不同类型的语义相似度损失函数(SentenceTransformerLoss)

文章目录

  • 不同输入类型的损失
  • [输入类型:[(anchor, positive/negative, label 1/0)...],label为1距离小、为0距离大](#输入类型:[(anchor, positive/negative, label 1/0)...],label为1距离小、为0距离大)
  • [输入类型:[(sentence1, label1), (sentence2, label2)...],label相同则距离小](#输入类型:[(sentence1, label1), (sentence2, label2)...],label相同则距离小)
  • [输入类型:[(sentence1, sentence2, score), ...], 拟合sentence pair的score(大于0小于1)](#输入类型:[(sentence1, sentence2, score), ...], 拟合sentence pair的score(大于0小于1))
  • [输入类型:[(sentence1, sentence2, label), ...], 多分类sentence pair](#输入类型:[(sentence1, sentence2, label), ...], 多分类sentence pair)
  • [输入类型:[(anchor, positive, negative), ...], 三元组样本对输入](#输入类型:[(anchor, positive, negative), ...], 三元组样本对输入)
  • [输入类型:[(anchor, positive), ...], 仅正样本对输入](#输入类型:[(anchor, positive), ...], 仅正样本对输入)
  • [输入类型:[sentence1, sentence2, ...],无标签输入](#输入类型:[sentence1, sentence2, ...],无标签输入)

不同输入类型的损失

根据任务数据类型 选择合适的损失,详见这里


输入类型:[(anchor, positive/negative, label 1/0)...],label为1距离小、为0距离大

ContrastiveLoss(对比损失)

对于样本对A和B:

  • 正样本对(类别为1),它们之间的距离应尽可能近;
  • 负样本对(类别为0),它们之间的距离应尽可能远,只惩罚距离小于margin的负样本对,距离超过阈值时不再惩罚;

distance_metric默认为余弦距离,margin默认为0.5,lossd^2(a,p) + max(margin - d^2(a,n), 0)

python 复制代码
def forward(self, sentence_features: Iterable[dict[str, Tensor]], labels: Tensor) -> Tensor:
    reps = [self.model(sentence_feature)["sentence_embedding"] for sentence_feature in sentence_features]
    assert len(reps) == 2
    rep_anchor, rep_other = reps
    distances = self.distance_metric(rep_anchor, rep_other)
    losses = 0.5 * (
        labels.float() * distances.pow(2) + (1 - labels).float() * F.relu(self.margin - distances).pow(2)
    )
    return losses.mean() if self.size_average else losses.sum()

OnlineContrastiveLoss

ContrastiveLoss基本相同,该loss仅选择批次内困难样本计算损失,通常效果比对比损失更优。

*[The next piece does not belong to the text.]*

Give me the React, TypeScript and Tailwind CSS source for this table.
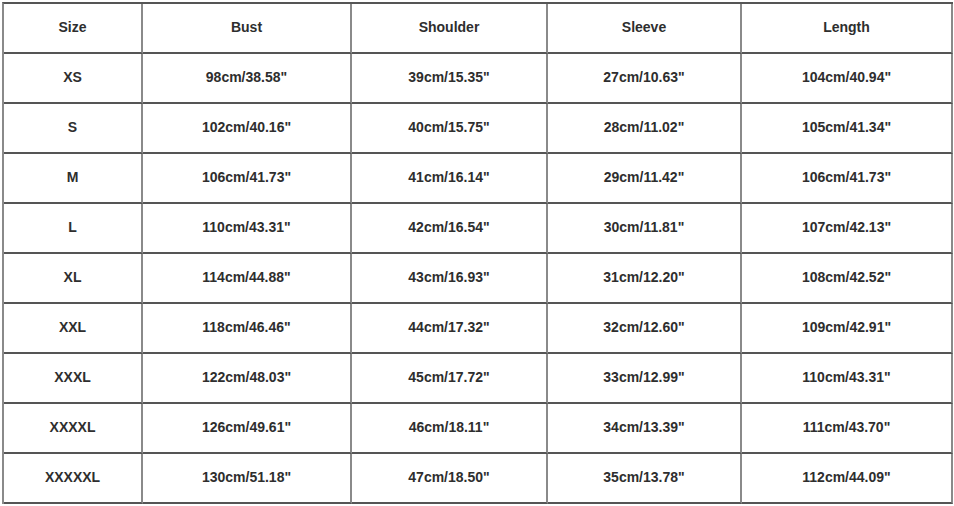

损失:选择距离小于最大正样本对距离的负样本,选择距离大于最小负样本对距离的正样本。忽略负样本对最小距离正样本对最大距离 的差超过阈值的easy实例。

python 复制代码
def forward(self, sentence_features: Iterable[dict[str, Tensor]], labels: Tensor, size_average=False) -> Tensor:
    embeddings = [self.model(sentence_feature)["sentence_embedding"] for sentence_feature in sentence_features]

    distance_matrix = self.distance_metric(embeddings[0], embeddings[1])
    negs = distance_matrix[labels == 0]
    poss = distance_matrix[labels == 1]

    # select hard positive and hard negative pairs
    negative_pairs = negs[negs < (poss.max() if len(poss) > 1 else negs.mean())]
    positive_pairs = poss[poss > (negs.min() if len(negs) > 1 else poss.mean())]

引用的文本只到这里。